Tuesday, October 27, 2009

It's Time to Refound Our Universities

They've Strayed Too Far from the Noble Purposes of their Founders

Rotunda
Jefferson's Rotunda, the center of his 'Academic Village.' Photo by Holsinger.

Did you know that Hamas enjoys more positive praise on some of our college campuses than it does on the West Bank? Just ask Khaled Abu Toameh, an Arab Muslim with Israeli citizenship who used to be with the Palestinian media but chose to move to the Israeli press where he was free to speak what was on his heart.

Toameh has observed a 'Pro Palestinian Junta' taking place on U.S. campuses as Middle-Eastern studies professors promote a pretty one-sided picture of a complex situation.

There is a problem here. Most of the kids attending 'Code Pink' antiwar presentations have never been to Israel and are swayed by the speech of people who conveniently ignore the nature of jihad and the refusal of Palestinian spokesmen to recognize Israel's right to exist. Playing on sympathy for the victims of this situation, they ignore the reality that many Hamas policies have continued the harm. They forget that the pullout from Gaza left the people there with beautiful greenhouses and the possibility of taking part in the 'miracle' agriculture that the region had enjoyed under Jewish control. The Palestinians trashed the facilities, shot rockets at Sderot and chose instead to live supplied through tunnels from Egypt.

Years ago, my sister-in-law was a young idealist who chose to go live with the Sandinistas for a bit, obviously inspired by some academic. Problem was when you actually got there you saw that the Sandinistas were not such idealists at all.

May I make the controversial statement that $20,000 a year is a bit much to be paying for such indoctrination.

Guardians of the Gate

Why do they get away with it? There is only one reason. They are the 'guardians of the gate' to a number of important and well paying careers. The computer revolution has begun to chip away at that as many young people have been able to bypass the four or five year path that was traditionally perscribed for success. That is not a bad thing, howls about lacking "well roundedness" aside.

In the Seventeenth Century colleges were founded in this land to train well read leaders and reach the Native population with the Gospel. That's why Dartmouth and William and Mary have Indians as mascots. A gentleman such as Thomas Jefferson was schooled in practical arts, such as Architecture, along with his Classical education.

Fast forward to the Twenty-first Century. Western Civilization has been effectively eliminated from the curriculum. Beauty and truth have been reduced to relative terms. They still exist, but not at the academy.

A Modest Proposal

Every year large coprporations hire the graduates of such prestigious institutions and then lament that they are then required to actually train them for the work! To add insult to injury, they are cooerced through alumni associations and endowments to pony up to maintain the status quo.

Here is the modest proposal.
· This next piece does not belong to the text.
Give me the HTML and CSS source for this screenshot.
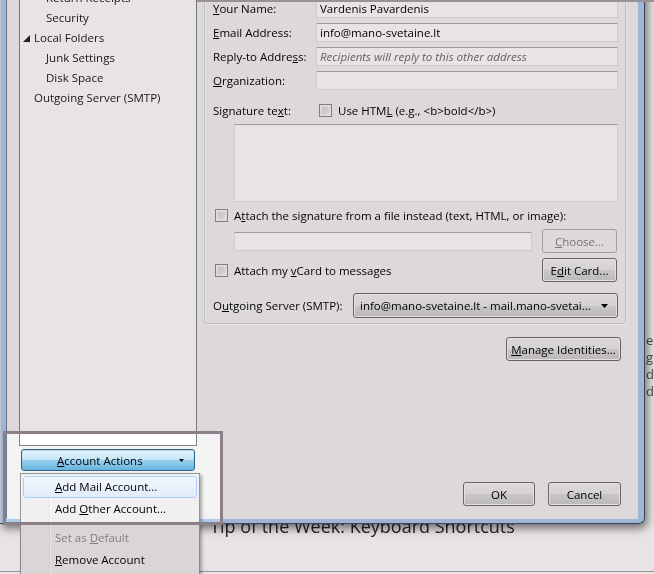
FILE: index.html
```html
<!DOCTYPE html>
<html>
<head>
<meta charset="utf-8">
<title>Account Settings</title>
<link rel="stylesheet" href="styles.css">
</head>
<body>
<div class="app">
  <div class="app-body">
    <div class="app-content"><div class="tip">Tip of the Week: Keyboard Shortcuts</div></div>
    <div class="app-side"><span>e</span><span>g</span><span>d</span><span>d</span></div>
  </div>
  <div class="app-status"></div>
</div>

<div class="dialog">
  <div class="client">
    <div class="leftcol">
      <ul class="tree">
        <li class="l2">Return Receipts</li>
        <li class="l2">Security</li>
        <li class="l1 twist"><svg class="twisty" width="7" height="7" viewBox="0 0 7 7"><polygon points="7,0 7,7 0,7" fill="#262626"/></svg>Local Folders</li>
        <li class="l2">Junk Settings</li>
        <li class="l2">Disk Space</li>
        <li class="l1">Outgoing Server (SMTP)</li>
      </ul>
      <button class="btn acct"><span><u>A</u>ccount Actions</span><svg width="5" height="3" viewBox="0 0 5 3"><polygon points="0,0 5,0 2.5,3" fill="#000"/></svg></button>
    </div>
    <div class="rightcol">
      <div class="group">
        <div class="row"><span class="lbl"><u>Y</u>our Name:</span><div class="input">Vardenis Pavardenis</div></div>
        <div class="row"><span class="lbl"><u>E</u>mail Address:</span><div class="input">info@mano-svetaine.lt</div></div>
        <div class="row"><span class="lbl">Reply-to Addre<u>s</u>s:</span><div class="input placeholder">Recipients will reply to this other address</div></div>
        <div class="row"><span class="lbl"><u>O</u>rganization:</span><div class="input"></div></div>
        <div class="row sig-row"><span class="lbl sig-lbl">Signature te<u>x</u>t:</span><span class="check"></span><span>Use HTM<u>L</u> (e.g., &lt;b&gt;bold&lt;/b&gt;)</span></div>
        <div class="textarea"></div>
        <div class="row attach-row"><span class="check"></span><span>A<u>t</u>tach the signature from a file instead (text, HTML, or image):</span></div>
        <div class="row file-row"><div class="input file"></div><button class="btn disabled"><u>C</u>hoose...</button></div>
        <div class="row vcard-row"><span class="check"></span><span>Attach my <u>v</u>Card to messages</span><button class="btn">E<u>d</u>it Card...</button></div>
        <div class="row smtp-row"><span class="lbl smtp-lbl">O<u>u</u>tgoing Server (SMTP):</span><div class="select"><span>info@mano-svetaine.lt - mail.mano-svetai...</span><svg width="7" height="4" viewBox="0 0 7 4"><polygon points="0,0 7,0 3.5,4" fill="#000"/></svg></div></div>
      </div>
      <div class="manage-row"><button class="btn manage"><u>M</u>anage Identities...</button></div>
      <div class="spacer"></div>
      <div class="footer"><button class="btn ok">OK</button><button class="btn cancel">Cancel</button></div>
    </div>
  </div>
</div>

<div class="menu">
  <div class="mi hot"><u>A</u>dd Mail Account...</div>
  <div class="mi">Add <u>O</u>ther Account...</div>
  <div class="sep"></div>
  <div class="mi off">Set as <u>D</u>efault</div>
  <div class="mi"><u>R</u>emove Account</div>
</div>

<div class="spot"></div>
<div class="topline"></div>
</body>
</html>
```

FILE: styles.css
```css
* { box-sizing: border-box; }
html, body { margin: 0; padding: 0; }
body {
  width: 654px;
  height: 574px;
  overflow: hidden;
  position: relative;
  background: #fff;
  font-family: "Open Sans", "Noto Sans", sans-serif;
  font-size: 11.5px;
  color: #000;
}
u { text-decoration: underline; text-underline-offset: 1px; }

/* background application window */
.app { height: 574px; display: flex; flex-direction: column; background: #fff; }
.app-body { flex: 1; display: flex; }
.app-content { flex: 1; padding: 514px 0 0 210px; }
.tip { font-size: 18px; line-height: 24px; color: #262626; white-space: nowrap; }
.app-side {
  width: 8px;
  padding-top: 332px;
  display: flex;
  flex-direction: column;
  font-size: 13px;
  line-height: 17px;
  color: #555;
  overflow: hidden;
}
.app-status { height: 3px; border-top: 1px solid #a9a4a8; }

/* dialog window */
.dialog {
  position: absolute;
  left: 0;
  top: -40px;
  width: 645px;
  height: 564px;
  padding: 0 6px 4px 6px;
  background: linear-gradient(to right, #d4dae2 0, #d4dae2 1px, #aecbee 1px);
  border-right: 1px solid #3f4f63;
  border-bottom: 1px solid #3f4f63;
  border-bottom-right-radius: 6px;
  box-shadow: 2px 4px 10px rgba(0, 0, 0, 0.55);
}
.client {
  height: 559px;
  display: flex;
  padding-left: 12px;
  background: #f3f3f3;
  border-left: 1px solid #6f7e90;
  border-right: 1px solid #eef3f9;
  border-bottom: 1px solid #eef3f9;
}
.leftcol { width: 178px; display: flex; flex-direction: column; }
.tree {
  flex: 1;
  list-style: none;
  margin: 0;
  padding: 27px 0 0 0;
  background: #fff;
  border: 1px solid #828790;
  overflow: hidden;
}
.tree li { height: 20px; line-height: 20px; white-space: nowrap; color: #1a1a1a; }
.tree .l1 { padding-left: 14px; }
.tree .l1.twist { padding-left: 3px; }
.tree .l2 { padding-left: 26px; }
.twisty { margin-right: 4px; vertical-align: 0px; }

.btn {
  font: inherit;
  color: #000;
  height: 24px;
  padding: 0;
  border: 1px solid #707070;
  border-radius: 3px;
  background: linear-gradient(#f2f2f2 0%, #ebebeb 50%, #dddddd 51%, #cfcfcf 100%);
  box-shadow: inset 0 0 0 1px #fbfbfb;
  white-space: nowrap;
}
.btn.disabled {
  color: #838383;
  border-color: #adb2b5;
  background: #f4f4f4;
  box-shadow: none;
}
.acct {
  height: 22px;
  margin: 3px 2px 47px 2px;
  display: flex;
  align-items: center;
  justify-content: space-between;
  padding: 0 10px 0 35px;
  border-color: #2c628b;
  background: linear-gradient(#e5f4fc 0%, #c4e5f6 50%, #98d1ef 51%, #68b3db 100%);
  box-shadow: inset 0 1px 1px rgba(0, 0, 0, 0.15);
}

.rightcol {
  flex: 1;
  display: flex;
  flex-direction: column;
  padding: 10px 11px 12px 7px;
}
.group {
  display: flex;
  flex-direction: column;
  padding: 28px 7px 5px 8px;
  border: 1px solid #d0d6db;
  border-radius: 3px;
  box-shadow: inset 1px 1px 0 #fff, 1px 1px 0 #fff;
}
.row { display: flex; align-items: center; height: 19px; margin-top: 5px; white-space: nowrap; }
.row:first-child { margin-top: 0; }
.lbl { width: 103px; flex: none; }
.input {
  flex: 1;
  height: 19px;
  line-height: 17px;
  padding-left: 3px;
  background: #fff;
  border: 1px solid #e2e3ea;
  border-top-color: #abadb3;
  overflow: hidden;
}
.input.placeholder { color: #6d6d6d; font-style: italic; }
.sig-row { margin-top: 11px; }
.sig-lbl { width: 106px; }
.check {
  width: 13px;
  height: 13px;
  flex: none;
  margin-right: 6px;
  border: 1px solid #8e8f8f;
  background: linear-gradient(135deg, #cbcfd5, #f6f6f6);
  box-shadow: inset 0 0 0 2px #f4f4f4;
}
.textarea {
  margin: 4px 0 0 21px;
  height: 78px;
  background: #fff;
  border: 1px solid #e2e3ea;
  border-top-color: #abadb3;
}
.attach-row { margin-top: 4px; padding-left: 2px; }
.file-row { margin-top: 4px; height: 24px; padding-left: 21px; }
.file-row .input { flex: none; width: 298px; }
.file-row .btn { width: 75px; margin-left: auto; margin-right: 1px; }
.vcard-row { margin-top: 5px; height: 24px; padding-left: 2px; }
.vcard-row .btn { width: 75px; margin-left: auto; margin-right: 1px; }
.smtp-row { margin-top: 11px; height: 25px; }
.smtp-lbl { width: 140px; }
.select {
  flex: 1;
  height: 25px;
  display: flex;
  align-items: center;
  justify-content: space-between;
  padding: 0 9px 0 6px;
  border: 1px solid #707070;
  border-radius: 3px;
  background: linear-gradient(#f2f2f2 0%, #ebebeb 50%, #dddddd 51%, #cfcfcf 100%);
  box-shadow: inset 0 0 0 1px #fbfbfb;
}

.manage-row { display: flex; justify-content: flex-end; margin-top: 13px; padding-right: 5px; }
.manage { width: 115px; }
.spacer { flex: 1; }
.footer { display: flex; justify-content: flex-end; gap: 13px; padding-right: 5px; }
.ok { width: 72px; }
.cancel { width: 73px; }

/* popup menu */
.menu {
  position: absolute;
  left: 20px;
  top: 473px;
  width: 180px;
  height: 110px;
  padding: 2px 0;
  border: 1px solid #979797;
  background:
    linear-gradient(to right, transparent 28px, #e2e3e3 28px, #e2e3e3 29px, #ffffff 29px, #ffffff 30px, transparent 30px),
    #f0f0f0;
  box-shadow: 2px 2px 3px rgba(0, 0, 0, 0.3);
}
.mi {
  height: 22px;
  margin: 0 2px;
  padding-left: 31px;
  line-height: 20px;
  border: 1px solid transparent;
  border-radius: 3px;
  white-space: nowrap;
}
.mi.hot {
  border-color: #aecff7;
  background: linear-gradient(#f2f7fd, #e1ecfa);
}
.mi.off { color: #8d8d8d; }
.sep {
  height: 7px;
  margin-left: 31px;
  background: linear-gradient(transparent 3px, #e0e0e0 3px, #e0e0e0 4px, #fff 4px, #fff 5px, transparent 5px);
}

/* tutorial highlight + dimming */
.spot {
  position: absolute;
  left: 3px;
  top: 431px;
  width: 220px;
  height: 94px;
  border: 3px solid #8b7f89;
  pointer-events: none;
}
.spot::before {
  content: "";
  position: absolute;
  inset: -3px;
  box-shadow: 0 0 0 2000px rgb(232, 228, 230);
  mix-blend-mode: multiply;
}
.topline {
  position: absolute;
  left: 197px;
  top: 0;
  width: 457px;
  height: 2px;
  background: #9a9098;
}
```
Industry and medicine need to reinstate the apprenticeship system of old and take the money they are throwing into a failed sytem to found their own institutes of Art, Architecture, Engineering, Medicine [yes, Medicine]! Hospitals need to own and operate the training of physicians.

Building upon the existing Community College system, they can provide the well-rounded education that Seventeenth Century students received. Prolonged adolescence would be replaced by a productive young adulthood and knowledge would be acquired over a lifetime instead of in a four year attempt to "force feed" young people who are frankly more interested in other things.

Citizens would pursue continuing education in their field and also in arts and letters. My own Father is my perfect man as a model of the Citizen-Scholar. He barely made it through high school and his advisor wrote a letter saying that he could not recommend that my Father pursue Engineering as a career. Dad went to a junior college for a year before applying to Notre Dame where he did indeed pursue his Engineering degree. Upon graduation he went to Wright doing structural analysis on aircraft. Eventually he ended up at the Martin Company in Baltimore doing structural analysis on the seaplanes used in the Pacific Theatre during WWII.

He married his chief number cruncher and eventually left Martin to start his own lab. He had one of those shop/garage units that plumbing contractors rent and he built shock and vibration test equipment in there. Eventually he was hired to write the test procedures for NASA. He became a department head there, having created a lot of the quality assurance methodology for spacecraft.

But I've digressed. In Dad's day they really did train Engineers who couldn't read and Liberal Arts Scholars who couldn't count. Dad slowly aquired a magnificent library and schooled himself in letters. He read all the noble works of Western literature and probably could have taught the courses! He was equally at home reading Plato or dissecting a roto-tiller. My complete man!

When I was twelve, he said "build me a greenhouse" and offered more moral support than knowledge as I did my own research and drew plans for the thing. He gave me a budget and helped me place the rafters. When I secured a good price for a set of old storm windows I think he was pleased. The redwood structure didn't succumb to termites until Reagan was president.

Farmington
Thomas Jefferson designed this addition to Farmington as well as Monticello and the University of Virginia.